11. We think that, although the interpretation placed by the High Court upon the provisions of Section 161, read in the light of other provisions of the Act, is possible interpretation, it has to be remembered that Section 161 would become the repository of rather drastic power, of acting without previous notice, to seize any animal or vehicle at any time after the tax has become due, and, thereby, of seriously injuring even innocent individuals who may have every intention and the capacity to pay the demanded tax, but may have defaulted only by some oversight and may be unable to produce the required money on the spot. It is well settled that, out of two possible interpretations, the one which confines the content of such power of seizure to reasonable limits and fair modes of operation should be preferred lest the validity of the provision itself becomes questionable. The provisions of the Act, set out above, are capable, we think, of being reasonably so interpreted as to confine the ambit of power contained in Section 161 of the Act to situations in which the person from whom the tax is to be realized can be deemed to be a defaulter. In other words, although Section 161 can be used 'at any time' when the person against whom it is to be used is shown to be a 'defaulter', yet a defaulter, in view of the provisions of Sections 154 and 155 of the Act, would be a person who refuses to pay within the period specified in Section 155 of the Act after a notice, of demand under Section 154 of the Act. No doubt the demand by notice for a tax on an animal is optional. But, the option has to be exercised if it is intended to invoke the powers contained in Section 161.

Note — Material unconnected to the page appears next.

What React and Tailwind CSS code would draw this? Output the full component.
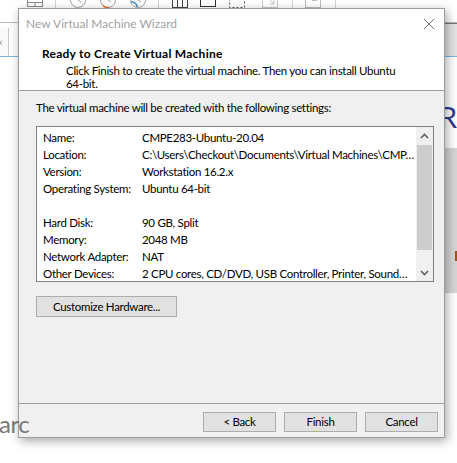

12. We, however, do not think that, in view of the provisions of Section 99, I.P.C. It is enough to hold that there had been no notice of demand in the instant case. The action of the Inspectors did not become vitiated by bad faith simply for that reason. They were acting honestly in the exercise of the powers delegated to them by the Commissioner. Their attempt to recover the tax due, by seizure of the animal, was not entirely outside the law. All that could be said was that they had erred, even if sadly, in the exercise of their powers.
13. The Inspectors could not be fairly presumed to know that a notice under Section 154 of the Act must precede any attempt to seize the buffalo as the law has been anything but clear on a subject on which there has been no previous decision of this Court. The view of the Delhi High Court supported the view that no legal defect at all vitiated the actions of the InspectOrs. As already stated, there was no plea that the Inspectors did not act in a bona fide manner or that they were aware of the defect in the procedure adopted. All that the appellant told them was that he did not have ready money to pay up instantly. He did not refuse to pay. In these circumstances, we think that Section 99 did confer a protection upon the employees of the Corporation who acted in good faith under the colour of their office. But, in as much as they had acted in an improper manner in demanding immediate payment and tried to seize the animal prematurely under a misconception about the mode of exercise of their powers under Section 161 of the Act, the sentences imposed upon the appellant are excessive.
14. We think that the ends of justice will be served by maintaining the convictions but reducing the sentences to the period already undergone by the appellant. Consequently, we set aside the fine imposed upon the appellant and reduce the sentences passed upon him to the period already undergone. With this modification, this appeal is hereby dismissed.